The days turned into months into years. The chasm expanded and it felt like no corner was untouched. Even at my previous organization, the staff that felt like I wasn’t doing enough, left the organization. Many of those staff that left, didn’t look like me, and I often wonder the role that played in their decision. What about my own identity was so upsetting to them? My heart hurt even more, and I began to experience anxiety and depression.

Then in early 2020, coronavirus quickly dominated the USA, and we were forced to stay home, limiting our exposure with other people and other communities. The number of people dying from COVID-19 climbed daily, while we all tried to make sense of this new world. At first, it was the bane of my existence, and then I realized how safe I felt, how I didn’t have to worry every time I left the house. My heart began to soften and expand, much like my waistline, but I was safe! It was worth it. My staff were able to work remotely, and though stressful, our business grew. For the first time in years, the whole world was working together to stay safe, help one another, and combat this virus. That is until George Floyd was killed on May 25th, 2020. That was a catalyst to launch us into a summer of dread and confusion. We learned more about how Breonna Taylor was killed by police officers, during a botched police raid on her apartment. We learned how Black and Brown people were disproportionately killed by covid, due to several factors. The White House administration began to turn the attention away from these instances, and towards ‘returning to normal.’ Masks were tossed aside as deniers went outside to reclaim their ‘freedom.’ There was an attempt to kidnap the Governor of Michigan, for upholding covid restrictions. Activists took the street to protest the murder of Black people by the police. They were met with violence and murder. The same people that screamed BLM, were also some of the same people that stormed our Capitol on January 6th, 2021 attacking police officers and even killing Capitol Police Officer Brian Sicknick. Domestic terrorism threatened the sanctity of our country, and we are still struggling to tame a virus that has killed more than 500,000 people, in the US alone. Yet, the CDC states we can start returning to normal activities and resume our lives? Maybe the CDC doesn’t understand that ‘normal’ has never been safe.

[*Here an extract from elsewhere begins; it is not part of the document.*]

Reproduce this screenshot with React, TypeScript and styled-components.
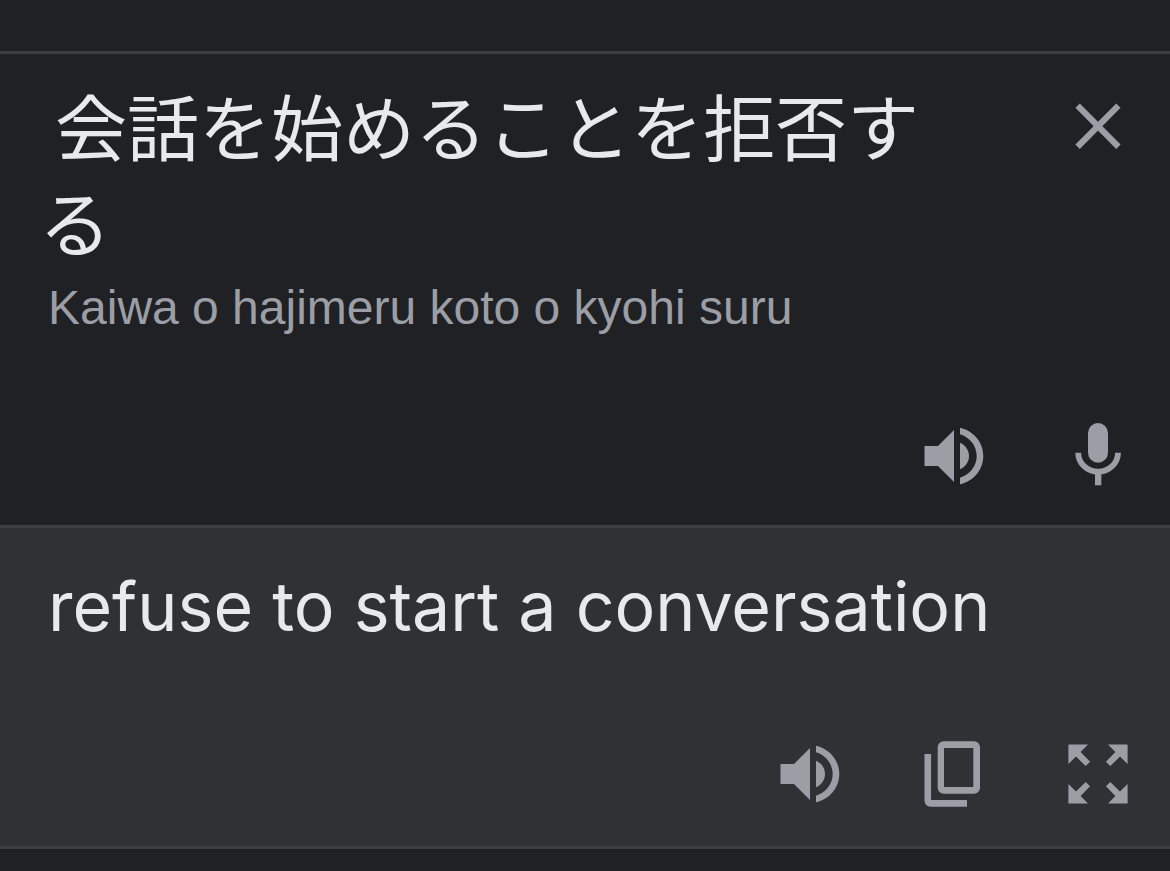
import React from 'react';
import styled, { createGlobalStyle } from 'styled-components';

const color = {
  page: '#202124',
  panel: '#303134',
  line: '#3d3e42',
  text: '#e8e9ed',
  muted: '#9c9ea6',
};

const GlobalStyle = createGlobalStyle`
  *, *::before, *::after { box-sizing: border-box; }
  body {
    margin: 0;
    min-height: 100vh;
    background: ${color.page};
    color: ${color.text};
  }
`;

const TopBar = styled.header`
  height: 51px;
`;

const Panel = styled.section<{ $raised?: boolean }>`
  display: flex;
  flex-direction: column;
  border-top: 3px solid ${color.line};
  background: ${(p) => (p.$raised ? color.panel : color.page)};
`;

const SourceRow = styled.div`
  display: flex;
  align-items: flex-start;
  padding: 22px 0 0 39px;
`;

const SourceText = styled.textarea`
  flex: 1;
  min-width: 0;
  height: 192px;
  margin: 0 48px 0 0;
  padding: 0;
  border: 0;
  outline: 0;
  resize: none;
  overflow: hidden;
  background: transparent;
  color: inherit;
  font-family: 'Noto Sans CJK JP', sans-serif;
  font-size: 72px;
  font-weight: 400;
  line-height: 96px;
  text-indent: 16px;
`;

const Romanization = styled.p`
  margin: 12px 48px 0;
  color: ${color.muted};
  font-family: 'Liberation Sans', sans-serif;
  font-size: 48px;
  line-height: 56px;
`;

const Translation = styled.p`
  margin: 30px 48px 0;
  font-family: Inter, sans-serif;
  font-size: 68px;
  line-height: 96px;
`;

const Actions = styled.div<{ $top: number; $bottom: number }>`
  display: flex;
  justify-content: flex-end;
  padding: ${(p) => p.$top}px 0 ${(p) => p.$bottom}px;
`;

const IconButton = styled.button`
  display: flex;
  flex: none;
  justify-content: center;
  width: 144px;
  padding: 0;
  border: 0;
  background: none;
  color: ${color.muted};
  cursor: pointer;
`;

const Glyph = styled.svg.attrs({ viewBox: '0 0 72 72', 'aria-hidden': true })`
  display: block;
  width: 72px;
  height: 72px;
  fill: currentColor;
`;

const CloseSlot = styled.div`
  padding-top: 14px;
`;

const BottomBar = styled.footer`
  height: 22px;
  border-top: 3px solid ${color.line};
`;

const CloseIcon = () => (
  <Glyph>
    <path d="M15.6 15.6 56.4 56.7M56.4 15.6 15.6 56.7" fill="none" stroke="currentColor" strokeWidth="6.2" />
  </Glyph>
);

const SpeakerIcon = () => (
  <Glyph>
    <path d="M6.5 26H20L36 10V62L20 46H6.5Z" />
    <path d="M42 22.7c5.5 2.5 9 7.5 9 13.3s-3.5 10.8-9 13.3z" />
    <path d="M42 7.7C55.5 10.7 65.3 22.3 65.3 36S55.5 61.3 42 64.3v-6.6C51.6 54.8 58.7 46.2 58.7 36S51.6 17.2 42 14.3z" />
  </Glyph>
);

const MicIcon = () => (
  <Glyph>
    <rect x="26" y="3" width="20" height="39.7" rx="10" />
    <path d="M16.2 32.7a19.9 19 0 0 0 39.8 0" fill="none" stroke="currentColor" strokeWidth="5.8" />
    <path d="M33 52h6.3v13.3H33z" />
  </Glyph>
);

const CopyIcon = () => (
  <Glyph>
    <path
      fillRule="evenodd"
      d="M25.7 3.3H56a6 6 0 0 1 6 6v40.4a6 6 0 0 1-6 6H25.7a6 6 0 0 1-6-6V9.3a6 6 0 0 1 6-6zM26 10v39h29.3V10z"
    />
    <path d="M6.5 16h6.6v46H49v6.8H12.5a6 6 0 0 1-6-6z" />
  </Glyph>
);

const ExpandIcon = () => (
  <Glyph>
    {[0, 90, 180, 270].map((angle) => (
      <path
        key={angle}
        transform={`rotate(${angle} 36 36)`}
        d="M6.4 6.4H26L18.6 14l9.5 9.7-4.4 4.4-9.7-9.5L6.4 26z"
      />
    ))}
  </Glyph>
);

export default function App() {
  return (
    <>
      <GlobalStyle />
      <TopBar />
      <main>
        <Panel>
          <SourceRow>
            <SourceText
              aria-label="Source text"
              lang="ja"
              spellCheck={false}
              defaultValue="会話を始めることを拒否する"
            />
            <CloseSlot>
              <IconButton type="button" aria-label="Clear source text">
                <CloseIcon />
              </IconButton>
            </CloseSlot>
          </SourceRow>
          <Romanization>Kaiwa o hajimeru koto o kyohi suru</Romanization>
          <Actions $top={84} $bottom={33}>
            <IconButton type="button" aria-label="Listen to source text">
              <SpeakerIcon />
            </IconButton>
            <IconButton type="button" aria-label="Translate by voice">
              <MicIcon />
            </IconButton>
          </Actions>
        </Panel>
        <Panel $raised>
          <Translation lang="en">refuse to start a conversation</Translation>
          <Actions $top={84} $bottom={36}>
            <IconButton type="button" aria-label="Listen to translation">
              <SpeakerIcon />
            </IconButton>
            <IconButton type="button" aria-label="Copy translation">
              <CopyIcon />
            </IconButton>
            <IconButton type="button" aria-label="Show full screen">
              <ExpandIcon />
            </IconButton>
          </Actions>
        </Panel>
      </main>
      <BottomBar />
    </>
  );
}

During the quarantine, I didn’t have to leave the house, except to get groceries. I was less worried about being pulled over on my one-mile drive to the grocery store. My daughters were learning at home, and my wife and I had a better idea about what they were learning in school. I moved to another organization last November. Sadly, like much of the world, some of my family members have passed on during the past 18 months, yet I also knew my remaining friends and family, across the world, were safe at home. Life wasn’t easy at all, and still, we realized how privileged we were to be secure in these circumstances. Even with the family loss we experienced, we knew we were very lucky; an airborne virus was plaguing the globe, taking away lives and livelihoods. However, there was a feeling at safety in our everyday. My daily meetings were conducted from the comfort of my home, and I knew I didn’t have to worry about feeling ’othered’ in my home. I didn’t have to worry about the casual micro aggressions of (mostly white, mostly female) donors touching me inappropriately, or people (of all identities) looking past me to find the CEO when meeting for the first time. My name and pronouns were below my face, and I could bask in that feeling of just being me.

I am afraid to lose that feeling and I am afraid to relinquish that safety. It was something I didn’t know was missing until I experienced it. I used to wake up looking forward to another day. Now I am once again afraid my next day, will be my last.